Monday, February 14, 2011

Igor Stravinsky

An inter-continental influence, Igor Stravinsky was born in Russia in 1882, moved to France in 1920, then to the States in 1940, where he died in 1971. His most famous 1913 composition, Rite of Spring, incited a riot at its premier.

In a Reverb Music interview, Bob Weir recounts hearing Stravinsky at age 18:
...[T]here was a classical record on CBS with Pierre Boulez conducting ‘Le sacre du printemps’ –- or ‘The Rite of Spring.’ If you ask me who the father of rock ’n’ roll is, I’ll tell you Igor Stravinsky.
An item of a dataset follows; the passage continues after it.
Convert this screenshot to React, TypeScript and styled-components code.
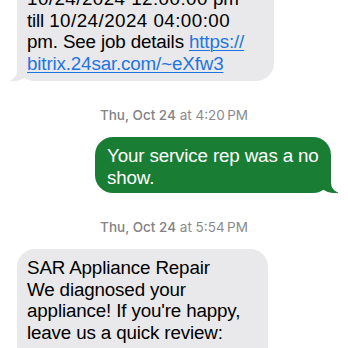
import React from "react";
import styled, { createGlobalStyle } from "styled-components";

const Global = createGlobalStyle`
  html, body { margin: 0; padding: 0; background: #ffffff; }
  body { width: 348px; height: 348px; overflow: hidden; font-family: "Liberation Sans", Arial, sans-serif; }
`;

const Thread = styled.div`
  display: flex;
  flex-direction: column;
  margin-top: -20px;
  padding: 0 17px 0 17px;
`;

const Stamp = styled.div`
  align-self: center;
  font-family: Inter, "Liberation Sans", sans-serif;
  font-size: 13.5px;
  line-height: 17px;
  color: #8a8a8e;
  margin: 26px 0 13px;
  b { font-weight: 500; color: #828286; }
`;

const Bubble = styled.div<{ $me?: boolean; $w: number; $more?: boolean }>`
  position: relative;
  z-index: 0;
  box-sizing: border-box;
  width: ${(p) => p.$w}px;
  align-self: ${(p) => (p.$me ? "flex-end" : "flex-start")};
  background: ${(p) => (p.$me ? "#197d34" : "#e9e9eb")};
  color: ${(p) => (p.$me ? "#ffffff" : "#000000")};
  border-radius: 18px;
  padding: ${(p) => (p.$me ? "8px 12px 5px 12px" : "8px 12px 7px 10px")};
  padding-bottom: ${(p) => (p.$more ? "40px" : undefined)};
  font-size: 18.8px;
  letter-spacing: -0.15px;
  line-height: 21.5px;
  white-space: nowrap;

  &::before {
    content: "";
    position: absolute;
    z-index: -1;
    bottom: 0;
    ${(p) => (p.$me ? "right: -7px;" : "left: -7px;")}
    width: 20px;
    height: 22px;
    background: ${(p) => (p.$me ? "#197d34" : "#e9e9eb")};
    ${(p) =>
      p.$me
        ? "border-bottom-left-radius: 16px 14px;"
        : "border-bottom-right-radius: 16px 14px;"}
  }
  &::after {
    content: "";
    position: absolute;
    z-index: -1;
    bottom: 0;
    ${(p) => (p.$me ? "right: -26px;" : "left: -26px;")}
    width: 26px;
    height: 22px;
    background: #ffffff;
    ${(p) =>
      p.$me
        ? "border-bottom-left-radius: 10px;"
        : "border-bottom-right-radius: 10px;"}
  }
`;

const Num = styled.span`
  letter-spacing: 0.45px;
`;

const Link = styled.span`
  color: #1f74e3;
  text-decoration: underline;
  text-decoration-thickness: 1px;
  text-underline-offset: 2px;
`;

export default function App() {
  return (
    <>
      <Global />
      <Thread>
        <Bubble $w={257}>
          <Num>10/24/2024 12:00:00</Num> pm
          <br />
          till <Num>10/24/2024 04:00:00</Num>
          <br />
          pm. See job details <Link>https://</Link>
          <br />
          <Link>bitrix.24sar.com/~eXfw3</Link>
        </Bubble>
        <Stamp>
          <b>Thu, Oct 24</b> at 4:20{"\u2009"}PM
        </Stamp>
        <Bubble $me $w={236}>
          Your service rep was a no
          <br />
          show.
        </Bubble>
        <Stamp>
          <b>Thu, Oct 24</b> at 5:54{"\u2009"}PM
        </Stamp>
        <Bubble $w={251} $more>
          SAR Appliance Repair
          <br />
          We diagnosed your
          <br />
          appliance! If you're happy,
          <br />
          leave us a quick review:
        </Bubble>
      </Thread>
    </>
  );
}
He wrote that in 1913, I think, and people were leaving the theater when they first performed it –- the old guys were leaving saying, ‘Stop this noise!’ But it was a ballet, and it was spectacular. It was dance music. And that rearranged my thinking, and a lot of what I wrote when I was working on the tune ‘The Other One’ I gleaned from listening to that record.
 
The Sacrificial Dance from Stravinsky's Rite of Spring. Not surprisingly, Stravinsky's work has been called Satanic, and is a favorite of Marilyn Manson. Perhaps the Grateful Dead are Freemason Satanists after all!

During the 2009-2010 Furthur New Year's countdown you can hear Stravinsky's Firebird being played over the PA while a woman (Jerry's daughter?) descends from the sky on a Terminator meets the Dead skull a la Bill Graham.